There has been another complication in the Trump administration's effort to shut down the intrusive and arguably unconstitutional Consumer Financial Protection Bureau (CFPB). On Friday, Judge Amy Berman Jackson of the United States District Court for the District of Columbia blocked the dismantling of the CFPB.
The attached excerpt of the decision reads:
The motion for preliminary injunction to be decided boils down to one question: should the Court take action to preserve the Consumer Financial Protection Bureau now, before the case concerning its fate has been resolved? That is an extraordinary step, and before it can step in, the Court must conclude that the plaintiffs are likely to succeed in their claims, that they would suffer irreparable harm in the meantime if the Court lets the lawsuit run its course, and that an injunction would be in the public interest.
The Court has made those findings, and the answer is an overwhelming yes: the Court can and must act.
I'm not an attorney, nor do I play one on television, but that doesn't seem like the kind of language one finds in a judicial decision.
Later, the judge states in her decision:
The testimony and the contemporaneous documents suggest that those last minute communications were nothing more than window dressing, and that nothing has changed. The defendants are still engages in an effort to implement a Presidential plan to shut the agency down entirely and do it fast.

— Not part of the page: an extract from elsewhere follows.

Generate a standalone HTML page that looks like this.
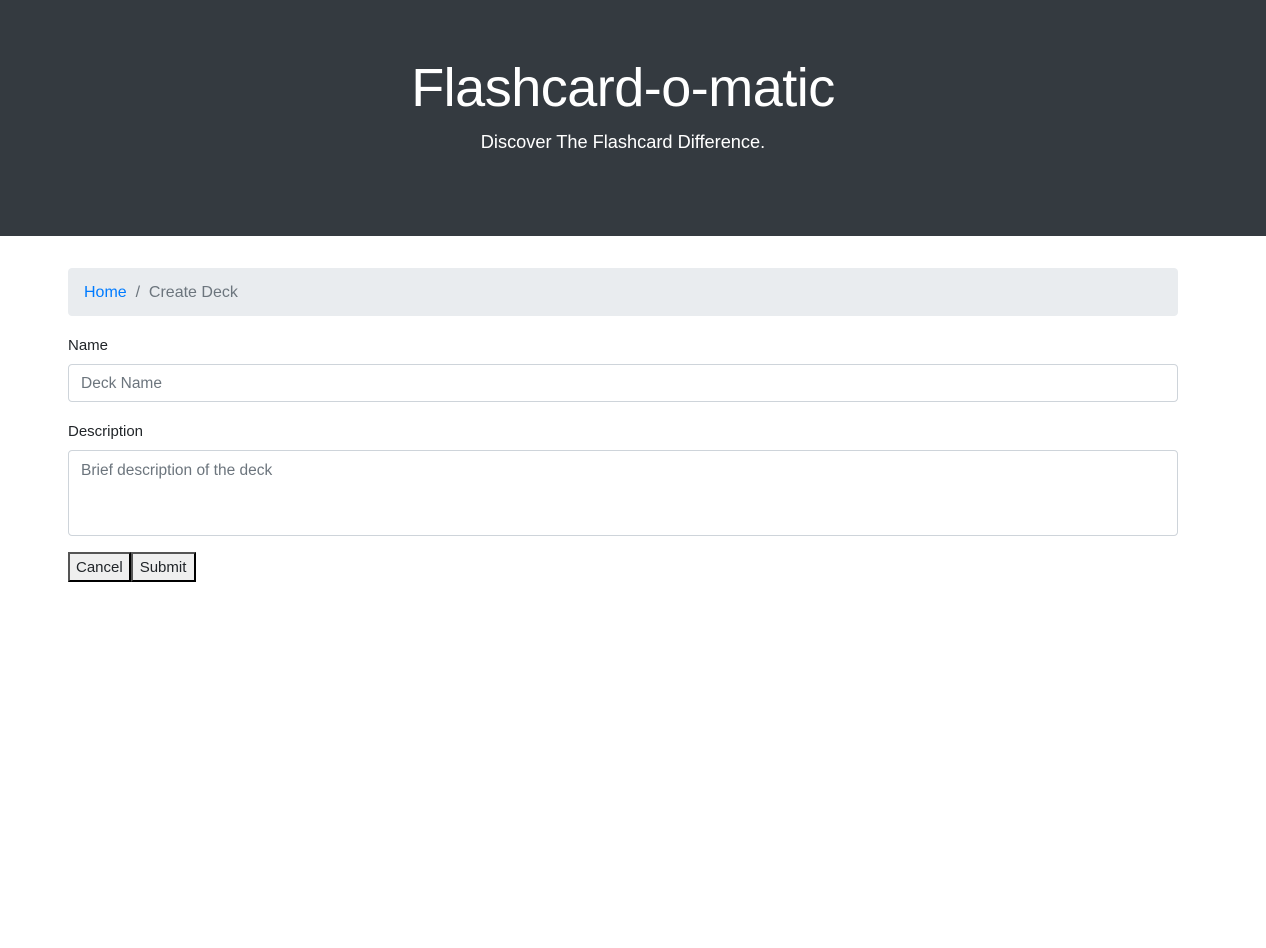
<!DOCTYPE html>
<html><head><style>
*{box-sizing:border-box}
body{margin:0;font-family:"Liberation Sans",sans-serif;color:#212529;background:#fff;font-size:16px}
.j{background:#343a40;height:236px;color:#fff;text-align:center;padding-top:55px;padding-right:20px}
.j h1{margin:0;font-weight:300;font-size:54px;line-height:66px;letter-spacing:-0.5px}
.j p{margin:11px 0 0;font-size:18.2px;font-weight:300}
.c{position:absolute;left:68px;width:1110px;top:268px}
.bc{background:#e9ecef;border-radius:4px;height:48px;padding:2px 16px 0;line-height:46px;color:#6c757d}
.bc a{color:#007bff;text-decoration:none}
label{display:block;margin-top:20px;line-height:20px;font-size:15px}
.in{border:1px solid #ced4da;border-radius:4px;margin-top:8px;height:38px;padding:2px 12px 0;line-height:34px;color:#6c757d;font-size:15.5px}
.ta{height:86px;line-height:22px;padding-top:9px}
.btns{margin-top:16px;display:flex}
.b{background:#efefef;border:2px outset #767676;border-color:#555 #222 #222 #555;height:30px;padding:2px 6px 0;font-size:15px;line-height:24px}
.b+.b{padding:2px 8px 0 7px}
</style></head><body>
<div class="j"><h1>Flashcard-o-matic</h1><p>Discover The Flashcard Difference.</p></div>
<div class="c">
<div class="bc"><a>Home</a>&nbsp; / &nbsp;Create Deck</div>
<label>Name</label>
<div class="in">Deck Name</div>
<label>Description</label>
<div class="in ta">Brief description of the deck</div>
<div class="btns"><div class="b">Cancel</div><div class="b">Submit</div></div>
</div>
</body></html>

Absent an injunction freezing the status quo - preserving the agency's data, its occupational capacity, and its workforce - there is a substantial risk that the defendants will complete the destruction of the agency completely in violation of law well before the Court can rule on the merits, and it will be impossible to rebuild.

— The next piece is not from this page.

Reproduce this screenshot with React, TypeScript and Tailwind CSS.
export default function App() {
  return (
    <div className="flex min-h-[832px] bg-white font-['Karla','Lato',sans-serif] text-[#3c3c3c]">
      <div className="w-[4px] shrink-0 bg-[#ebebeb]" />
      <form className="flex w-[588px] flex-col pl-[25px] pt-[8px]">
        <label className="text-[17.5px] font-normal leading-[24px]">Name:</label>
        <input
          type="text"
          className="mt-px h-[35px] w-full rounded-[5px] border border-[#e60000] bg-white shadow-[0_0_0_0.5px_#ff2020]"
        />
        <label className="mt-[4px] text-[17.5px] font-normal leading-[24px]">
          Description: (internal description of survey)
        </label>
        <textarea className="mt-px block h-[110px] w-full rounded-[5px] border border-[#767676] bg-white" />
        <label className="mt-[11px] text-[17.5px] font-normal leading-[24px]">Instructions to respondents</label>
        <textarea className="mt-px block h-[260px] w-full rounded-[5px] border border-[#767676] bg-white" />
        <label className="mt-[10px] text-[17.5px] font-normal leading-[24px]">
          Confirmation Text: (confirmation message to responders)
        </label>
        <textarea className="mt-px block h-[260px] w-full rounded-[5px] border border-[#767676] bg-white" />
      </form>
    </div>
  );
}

The Trump administration has, since before President Trump assumed office, made no bones about their intent to abolish the CFPB.

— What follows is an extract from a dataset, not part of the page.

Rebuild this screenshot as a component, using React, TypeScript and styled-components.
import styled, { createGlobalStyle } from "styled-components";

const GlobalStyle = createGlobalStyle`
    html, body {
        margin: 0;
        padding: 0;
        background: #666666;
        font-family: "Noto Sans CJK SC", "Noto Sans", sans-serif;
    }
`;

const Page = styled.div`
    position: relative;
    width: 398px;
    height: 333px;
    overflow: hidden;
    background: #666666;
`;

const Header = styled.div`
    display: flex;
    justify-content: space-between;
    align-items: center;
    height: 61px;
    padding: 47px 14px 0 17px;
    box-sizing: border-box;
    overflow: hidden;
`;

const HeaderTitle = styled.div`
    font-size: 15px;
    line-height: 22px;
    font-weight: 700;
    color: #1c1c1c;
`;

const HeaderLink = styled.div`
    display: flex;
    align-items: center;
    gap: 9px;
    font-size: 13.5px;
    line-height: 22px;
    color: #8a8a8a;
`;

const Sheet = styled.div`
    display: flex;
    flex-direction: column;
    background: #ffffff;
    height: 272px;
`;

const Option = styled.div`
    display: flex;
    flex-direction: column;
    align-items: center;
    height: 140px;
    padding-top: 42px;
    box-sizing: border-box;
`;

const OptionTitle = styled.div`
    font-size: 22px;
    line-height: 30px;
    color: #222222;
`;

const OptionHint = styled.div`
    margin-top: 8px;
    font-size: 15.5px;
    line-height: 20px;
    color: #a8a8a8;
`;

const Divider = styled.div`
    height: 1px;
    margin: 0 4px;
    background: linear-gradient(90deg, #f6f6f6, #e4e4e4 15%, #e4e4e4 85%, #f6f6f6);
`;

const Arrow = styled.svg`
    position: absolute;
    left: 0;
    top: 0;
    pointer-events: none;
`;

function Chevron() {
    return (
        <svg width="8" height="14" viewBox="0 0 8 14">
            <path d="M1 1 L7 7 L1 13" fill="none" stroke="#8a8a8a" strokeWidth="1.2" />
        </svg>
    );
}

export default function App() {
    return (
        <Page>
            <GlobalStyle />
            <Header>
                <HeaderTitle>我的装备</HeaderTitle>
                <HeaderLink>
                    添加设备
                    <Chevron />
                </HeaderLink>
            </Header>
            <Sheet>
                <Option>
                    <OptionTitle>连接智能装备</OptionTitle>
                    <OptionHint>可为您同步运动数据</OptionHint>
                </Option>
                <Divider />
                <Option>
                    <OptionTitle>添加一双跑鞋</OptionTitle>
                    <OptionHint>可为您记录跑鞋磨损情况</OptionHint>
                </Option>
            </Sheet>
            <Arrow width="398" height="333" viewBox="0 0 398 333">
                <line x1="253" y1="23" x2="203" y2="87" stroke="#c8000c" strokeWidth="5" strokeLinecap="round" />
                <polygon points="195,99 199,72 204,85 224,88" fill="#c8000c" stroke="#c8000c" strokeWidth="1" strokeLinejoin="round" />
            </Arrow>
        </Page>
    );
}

See Also: The CFPB Has New Allies: The Big Banks
Acting CFPB Director Freezes Funding for the Agency
In February, my colleague streiff reported how Acting Consumer Financial Protection Bureau Director Russ Vought froze funding for the Bureau, claiming that the CFPB already had sufficient funds to continue operations. At that time, streiff wrote:
The beauty of this move is that when Elizabeth Warren set up the CFPB, she attempted to insulate it from influence or management by either the Executive or Legislative branches. Contrary to other agencies that are managed by a group of directors who the president can remove, the CFPB had a single director who could only be removed for cause. The Supreme Court struck down that arrangement in 2020. She also had the CFPB draw funds directly from the Federal Reserve, bypassing the appropriation process. In the best "it isn't a tax" tradition of John Roberts's jurisprudence, that funding arrangement survived a Supreme Court challenge. This combination of events has led to a situation where one man, that would be Russ Vought, can do pretty much as he wishes because there is no Congressional oversight, and he can't be forced to spend money because there are no appropriations.
In short, the CFPB is going to be substantially cut down in size if not altogether eradicated.
That process would seem to be halted, at least for the moment.
The final cure for this matter is, of course, legislative. Congress can act to defund and disestablish the CFPB, and the time to do that would be before the mid-terms, while the Trump administration can be sure of Republican majorities in House and Senate. Unless that happens, it seems likely that this will be litigated for months or years to come.
Another possibility exists, of course: A counter-suit based on the Tenth Amendment. The Constitution includes no enumerated power allowing the CFPB to exist; in a sane world, a Tenth Amendment argument would be enough to have a court strike down the CFPB on constitutional grounds.
But I think we all know how likely that would be.